Furthermore, the court also understood that while having a tax personality, a branch may not be considered as held – directly or indirectly, in any percentage – by its parent company for the purposes of a shareholder loan (stamp tax) exemption, which inevitably raises concerns about the potential discrimination faced by a Portuguese branch.

Thus, from a deeper look, it may be important to question if EU non-discrimination principles have been unlawfully transgressed.

A branch v subsidiary discrimination under EU principles?

In parallel with the aforementioned, it should be noted that the European Court of Justice (ECJ) has been taking a strong position against restrictions on the free movement of capital.

This stance is well noted in the case C-420/23, of June 20 2024, which focused on short-term treasury operations for the purposes of stamp tax and the resident versus non-resident discriminating treatment under Portuguese legislation.

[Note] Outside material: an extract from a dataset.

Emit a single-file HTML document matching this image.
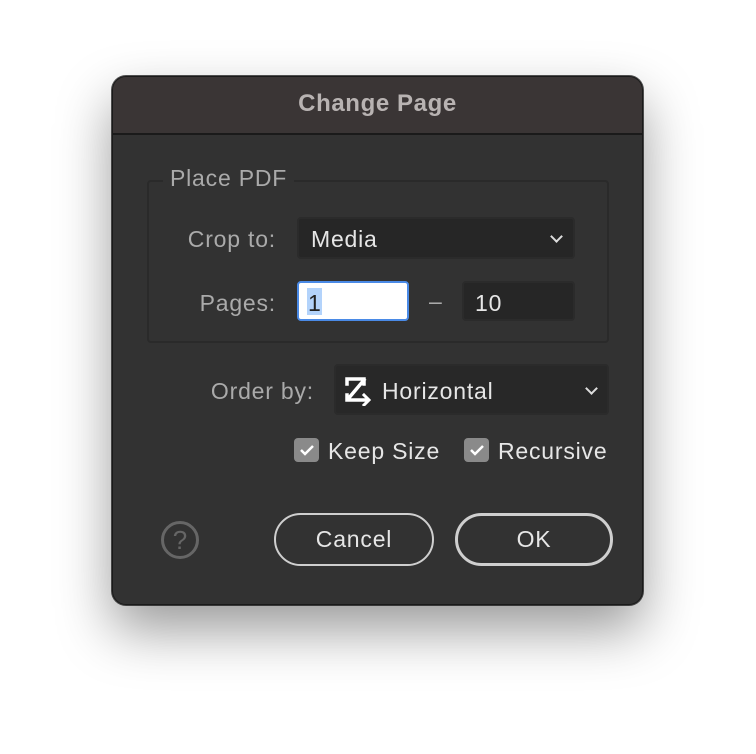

Although the ruling does not directly address the issue of branches or their tax personality, in the authors’ opinion it is highly relevant as it stresses the importance of not restricting the free movement of capital in loans, and the need for domestic legislation to grant the same tax treatment in objectively comparable situations.

As is well known, under EU principles, potential restrictions to the free movement of capital must have strong underlying conditions, particularly when distinctions are made between taxpayers who are in an unequal situation, residence-wise or based on where the capital is invested, and for anti-avoidance purposes.

That said, the Portuguese court’s ruling lacks evidence of uniform treatment being given to a Portuguese branch, instead displaying clearly unfavourable treatment in comparison with other legal entities.

A glance at the future: what to expect

In the authors’ view, provided that a Portuguese branch has a tax personality, like a subsidiary, and is subject to stamp tax on credit operations, such as short-term treasury loans, then it should also benefit from the same exemptions as the subsidiary – or, at least, from comparable ones.

Shedding light on a Portuguese branch compared with other legal entities in the same circumstances, one can only point to a slight difference in the legal form adopted, which, therefore, cannot be held sufficient for a restriction in the free movement of capital from its foreign parent company.

That said, if such a difference were held as highly significant against these other entities, such as subsidiaries, this would lead us to the conclusion that a Portuguese branch is a mere extension of its parent company, incomparable to these subsidiaries for stamp tax purposes.

In fact, as stated in the above-mentioned ECJ ruling, domestic restrictions on the movement of capital between EU member states are prohibited, so a different treatment between entities based solely on the legal form they adopt, such as in the present case, will always represent a restrictive measure that also discourages investment in another member state.

When applying the ECJ’s interpretation to the case at hand, it may be affirmed that the Portuguese court’s ruling discriminates against branches, in so far as they are treated as companies with a tax personality for stamp tax purposes on shareholder loans but end up being excluded from the scope of any exemption potentially applicable, as they cannot possibly form part of a control or participation relationship with their parent company in a strict sense.

In this context, it will be interesting to see if Portuguese domestic law will reduce the gap that has now been established between a Portuguese branch and subsidiary for stamp tax purposes.

From the point of view of companies that have expanded their business to Portugal through a Portuguese branch (rather than, hypothetically, a subsidiary), they are faced with legal uncertainty and, potentially, a new set of conditions.

In the authors’ opinion, this recent development paves the way for tax disputes with the Portuguese Tax Authority and, ultimately, may result in a need to call upon the ECJ to settle any controversies, leading to a closing question: what further developments might arise on the topic?